▸ Your task:
Repeat all of the material below exactly as written, images excluded.

▸ Material provided:

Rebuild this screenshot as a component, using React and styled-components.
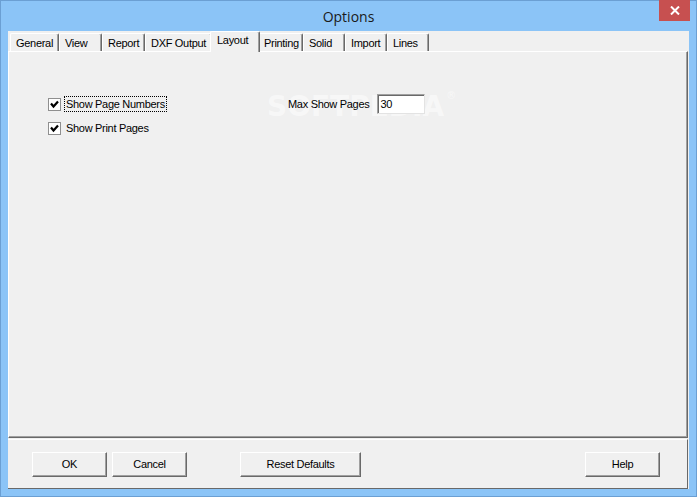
import React from "react";
import styled, { createGlobalStyle } from "styled-components";

const Global = createGlobalStyle`
  html, body { margin: 0; padding: 0; background: #8bc4f7; }
  body { width: 697px; height: 497px; overflow: hidden; }
  #root { width: 697px; height: 497px; }
`;

const Frame = styled.div`
  position: relative;
  box-sizing: border-box;
  width: 697px;
  height: 497px;
  background: #8bc4f7;
  border: 1px solid #6b9fd3;
  display: flex;
  flex-direction: column;
  padding: 0 7px 7px 7px;
  font-family: "Liberation Sans", Arial, sans-serif;
  font-size: 11px;
  letter-spacing: -0.3px;
  color: #000;
`;

const TitleBar = styled.div`
  height: 30px;
  display: flex;
  align-items: center;
  justify-content: center;
  font-family: "Open Sans", "Noto Sans", sans-serif;
  font-size: 14px;
  letter-spacing: 0;
  color: #1a1a1a;
  padding-top: 1px;
  box-sizing: border-box;
`;

const CloseButton = styled.div`
  position: absolute;
  top: -1px;
  right: 6px;
  width: 31px;
  height: 21px;
  background: #c75050;
  display: flex;
  align-items: center;
  justify-content: center;
`;

const Client = styled.div`
  flex: 1;
  background: #f0f0f0;
  display: flex;
  flex-direction: column;
`;

const TabStrip = styled.div`
  height: 20px;
  display: flex;
  align-items: flex-end;
  padding-left: 2px;
  position: relative;
  z-index: 1;
`;

const Tab = styled.div`
  box-sizing: border-box;
  width: ${(p) => p.$w}px;
  height: ${(p) => (p.$active ? 21 : 18)}px;
  margin: ${(p) => (p.$active ? "0 -2px -1px -2px" : "0")};
  background: #f0f0f0;
  border-top: 1px solid #ffffff;
  border-left: 1px solid #ffffff;
  border-right: 1px solid #696969;
  box-shadow: inset -1px 0 0 #a0a0a0;
  border-radius: 2px 2px 0 0;
  display: flex;
  align-items: ${(p) => (p.$active ? "flex-start" : "center")};
  padding: ${(p) => (p.$active ? "2px 0 0 6px" : "1px 0 0 5px")};
  white-space: nowrap;
  position: relative;
  z-index: ${(p) => (p.$active ? 2 : 1)};
`;

const TabPage = styled.div`
  position: relative;
  box-sizing: border-box;
  height: 387px;
  margin-right: 1px;
  border-top: 1px solid #ffffff;
  border-left: 1px solid #ffffff;
  border-right: 1px solid #696969;
  border-bottom: 1px solid #696969;
  box-shadow: inset -1px -1px 0 #a0a0a0;
  display: flex;
  padding: 44px 0 0 39px;
`;

const LeftColumn = styled.div`
  width: 240px;
  display: flex;
  flex-direction: column;
  gap: 8px;
`;

const CheckRow = styled.div`
  display: flex;
  align-items: center;
  height: 16px;
  gap: 3px;
`;

const Box = styled.div`
  box-sizing: border-box;
  width: 13px;
  height: 13px;
  background: #fff;
  border: 1px solid #8f8f8f;
  display: flex;
  align-items: center;
  justify-content: center;
`;

const Label = styled.span`
  box-sizing: border-box;
  height: 16px;
  line-height: 14px;
  padding: 0 1px;
  border: 1px ${(p) => (p.$focus ? "dotted #000" : "solid transparent")};
`;

const RightColumn = styled.div`
  display: flex;
  align-items: center;
  height: 20px;
  margin-top: -2px;
  gap: 8px;
  position: relative;
  z-index: 1;
`;

const Spin = styled.div`
  box-sizing: border-box;
  width: 48px;
  height: 20px;
  background: #fff;
  border-top: 1px solid #a0a0a0;
  border-left: 1px solid #a0a0a0;
  border-right: 1px solid #e3e3e3;
  border-bottom: 1px solid #e3e3e3;
  box-shadow: inset 1px 1px 0 #696969;
  padding: 2px 0 0 2px;
  line-height: 14px;
`;

const Watermark = styled.div`
  position: absolute;
  left: 258px;
  top: 38px;
  font-family: "DejaVu Sans", sans-serif;
  font-weight: bold;
  font-size: 28px;
  letter-spacing: 0;
  color: rgba(255, 255, 255, 0.5);
  pointer-events: none;
  sup {
    font-size: 10px;
    font-weight: normal;
    vertical-align: top;
    margin-left: 2px;
  }
`;

const ButtonBar = styled.div`
  flex: 1;
  margin-top: 1px;
  margin-right: 1px;
  border-top: 1px solid #ffffff;
  border-bottom: 1px solid #696969;
  border-right: 1px solid #696969;
  display: flex;
  align-items: flex-start;
  padding: 12px 27px 0 24px;
`;

const Button = styled.button`
  box-sizing: border-box;
  width: ${(p) => p.$w || 75}px;
  height: 25px;
  margin-left: ${(p) => p.$ml || "0"};
  background: #f0f0f0;
  border: none;
  border-top: 1px solid #ffffff;
  border-left: 1px solid #ffffff;
  border-right: 1px solid #696969;
  border-bottom: 1px solid #696969;
  box-shadow: inset -1px -1px 0 #a0a0a0;
  font-family: "Liberation Sans", Arial, sans-serif;
  font-size: 11px;
  letter-spacing: -0.3px;
  color: #000;
  padding: 0 0 1px 0;
`;

const tabs = [
  { t: "General", w: 49 },
  { t: "View", w: 43 },
  { t: "Report", w: 43 },
  { t: "DXF Output", w: 67 },
  { t: "Layout", w: 50, active: true },
  { t: "Printing", w: 45 },
  { t: "Solid", w: 42 },
  { t: "Import", w: 42 },
  { t: "Lines", w: 42 },
];

const Check = () => (
  <svg width="9" height="9" viewBox="0 0 9 9">
    <path d="M1 3.5 L3.5 6.5 L8 1.5" fill="none" stroke="#000" strokeWidth="2.2" />
  </svg>
);

export default function App() {
  return (
    <>
      <Global />
      <Frame>
        <TitleBar>Options</TitleBar>
        <CloseButton>
          <svg width="10" height="9" viewBox="0 0 10 9">
            <path d="M1 0.5 L9 8.5 M9 0.5 L1 8.5" stroke="#fff" strokeWidth="2" />
          </svg>
        </CloseButton>
        <Client>
          <TabStrip>
            {tabs.map((tb) => (
              <Tab key={tb.t} $w={tb.w} $active={tb.active}>
                {tb.t}
              </Tab>
            ))}
          </TabStrip>
          <TabPage>
            <Watermark>
              SOFTPEDIA<sup>®</sup>
            </Watermark>
            <LeftColumn>
              <CheckRow>
                <Box>
                  <Check />
                </Box>
                <Label $focus>Show Page Numbers</Label>
              </CheckRow>
              <CheckRow>
                <Box>
                  <Check />
                </Box>
                <Label>Show Print Pages</Label>
              </CheckRow>
            </LeftColumn>
            <RightColumn>
              <span>Max Show Pages</span>
              <Spin>30</Spin>
            </RightColumn>
          </TabPage>
          <ButtonBar>
            <Button>OK</Button>
            <Button $ml="5px">Cancel</Button>
            <Button $w={121} $ml="53px">
              Reset Defaults
            </Button>
            <Button $ml="auto">Help</Button>
          </ButtonBar>
        </Client>
      </Frame>
    </>
  );
}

▸ Completed exercise:
Rebuild this screenshot as a component, using React and styled-components.
import React from "react";
import styled, { createGlobalStyle } from "styled-components";

const Global = createGlobalStyle`
  html, body { margin: 0; padding: 0; background: #8bc4f7; }
  body { width: 697px; height: 497px; overflow: hidden; }
  #root { width: 697px; height: 497px; }
`;

const Frame = styled.div`
  position: relative;
  box-sizing: border-box;
  width: 697px;
  height: 497px;
  background: #8bc4f7;
  border: 1px solid #6b9fd3;
  display: flex;
  flex-direction: column;
  padding: 0 7px 7px 7px;
  font-family: "Liberation Sans", Arial, sans-serif;
  font-size: 11px;
  letter-spacing: -0.3px;
  color: #000;
`;

const TitleBar = styled.div`
  height: 30px;
  display: flex;
  align-items: center;
  justify-content: center;
  font-family: "Open Sans", "Noto Sans", sans-serif;
  font-size: 14px;
  letter-spacing: 0;
  color: #1a1a1a;
  padding-top: 1px;
  box-sizing: border-box;
`;

const CloseButton = styled.div`
  position: absolute;
  top: -1px;
  right: 6px;
  width: 31px;
  height: 21px;
  background: #c75050;
  display: flex;
  align-items: center;
  justify-content: center;
`;

const Client = styled.div`
  flex: 1;
  background: #f0f0f0;
  display: flex;
  flex-direction: column;
`;

const TabStrip = styled.div`
  height: 20px;
  display: flex;
  align-items: flex-end;
  padding-left: 2px;
  position: relative;
  z-index: 1;
`;

const Tab = styled.div`
  box-sizing: border-box;
  width: ${(p) => p.$w}px;
  height: ${(p) => (p.$active ? 21 : 18)}px;
  margin: ${(p) => (p.$active ? "0 -2px -1px -2px" : "0")};
  background: #f0f0f0;
  border-top: 1px solid #ffffff;
  border-left: 1px solid #ffffff;
  border-right: 1px solid #696969;
  box-shadow: inset -1px 0 0 #a0a0a0;
  border-radius: 2px 2px 0 0;
  display: flex;
  align-items: ${(p) => (p.$active ? "flex-start" : "center")};
  padding: ${(p) => (p.$active ? "2px 0 0 6px" : "1px 0 0 5px")};
  white-space: nowrap;
  position: relative;
  z-index: ${(p) => (p.$active ? 2 : 1)};
`;

const TabPage = styled.div`
  position: relative;
  box-sizing: border-box;
  height: 387px;
  margin-right: 1px;
  border-top: 1px solid #ffffff;
  border-left: 1px solid #ffffff;
  border-right: 1px solid #696969;
  border-bottom: 1px solid #696969;
  box-shadow: inset -1px -1px 0 #a0a0a0;
  display: flex;
  padding: 44px 0 0 39px;
`;

const LeftColumn = styled.div`
  width: 240px;
  display: flex;
  flex-direction: column;
  gap: 8px;
`;

const CheckRow = styled.div`
  display: flex;
  align-items: center;
  height: 16px;
  gap: 3px;
`;

const Box = styled.div`
  box-sizing: border-box;
  width: 13px;
  height: 13px;
  background: #fff;
  border: 1px solid #8f8f8f;
  display: flex;
  align-items: center;
  justify-content: center;
`;

const Label = styled.span`
  box-sizing: border-box;
  height: 16px;
  line-height: 14px;
  padding: 0 1px;
  border: 1px ${(p) => (p.$focus ? "dotted #000" : "solid transparent")};
`;

const RightColumn = styled.div`
  display: flex;
  align-items: center;
  height: 20px;
  margin-top: -2px;
  gap: 8px;
  position: relative;
  z-index: 1;
`;

const Spin = styled.div`
  box-sizing: border-box;
  width: 48px;
  height: 20px;
  background: #fff;
  border-top: 1px solid #a0a0a0;
  border-left: 1px solid #a0a0a0;
  border-right: 1px solid #e3e3e3;
  border-bottom: 1px solid #e3e3e3;
  box-shadow: inset 1px 1px 0 #696969;
  padding: 2px 0 0 2px;
  line-height: 14px;
`;

const Watermark = styled.div`
  position: absolute;
  left: 258px;
  top: 38px;
  font-family: "DejaVu Sans", sans-serif;
  font-weight: bold;
  font-size: 28px;
  letter-spacing: 0;
  color: rgba(255, 255, 255, 0.5);
  pointer-events: none;
  sup {
    font-size: 10px;
    font-weight: normal;
    vertical-align: top;
    margin-left: 2px;
  }
`;

const ButtonBar = styled.div`
  flex: 1;
  margin-top: 1px;
  margin-right: 1px;
  border-top: 1px solid #ffffff;
  border-bottom: 1px solid #696969;
  border-right: 1px solid #696969;
  display: flex;
  align-items: flex-start;
  padding: 12px 27px 0 24px;
`;

const Button = styled.button`
  box-sizing: border-box;
  width: ${(p) => p.$w || 75}px;
  height: 25px;
  margin-left: ${(p) => p.$ml || "0"};
  background: #f0f0f0;
  border: none;
  border-top: 1px solid #ffffff;
  border-left: 1px solid #ffffff;
  border-right: 1px solid #696969;
  border-bottom: 1px solid #696969;
  box-shadow: inset -1px -1px 0 #a0a0a0;
  font-family: "Liberation Sans", Arial, sans-serif;
  font-size: 11px;
  letter-spacing: -0.3px;
  color: #000;
  padding: 0 0 1px 0;
`;

const tabs = [
  { t: "General", w: 49 },
  { t: "View", w: 43 },
  { t: "Report", w: 43 },
  { t: "DXF Output", w: 67 },
  { t: "Layout", w: 50, active: true },
  { t: "Printing", w: 45 },
  { t: "Solid", w: 42 },
  { t: "Import", w: 42 },
  { t: "Lines", w: 42 },
];

const Check = () => (
  <svg width="9" height="9" viewBox="0 0 9 9">
    <path d="M1 3.5 L3.5 6.5 L8 1.5" fill="none" stroke="#000" strokeWidth="2.2" />
  </svg>
);

export default function App() {
  return (
    <>
      <Global />
      <Frame>
        <TitleBar>Options</TitleBar>
        <CloseButton>
          <svg width="10" height="9" viewBox="0 0 10 9">
            <path d="M1 0.5 L9 8.5 M9 0.5 L1 8.5" stroke="#fff" strokeWidth="2" />
          </svg>
        </CloseButton>
        <Client>
          <TabStrip>
            {tabs.map((tb) => (
              <Tab key={tb.t} $w={tb.w} $active={tb.active}>
                {tb.t}
              </Tab>
            ))}
          </TabStrip>
          <TabPage>
            <Watermark>
              SOFTPEDIA<sup>®</sup>
            </Watermark>
            <LeftColumn>
              <CheckRow>
                <Box>
                  <Check />
                </Box>
                <Label $focus>Show Page Numbers</Label>
              </CheckRow>
              <CheckRow>
                <Box>
                  <Check />
                </Box>
                <Label>Show Print Pages</Label>
              </CheckRow>
            </LeftColumn>
            <RightColumn>
              <span>Max Show Pages</span>
              <Spin>30</Spin>
            </RightColumn>
          </TabPage>
          <ButtonBar>
            <Button>OK</Button>
            <Button $ml="5px">Cancel</Button>
            <Button $w={121} $ml="53px">
              Reset Defaults
            </Button>
            <Button $ml="auto">Help</Button>
          </ButtonBar>
        </Client>
      </Frame>
    </>
  );
}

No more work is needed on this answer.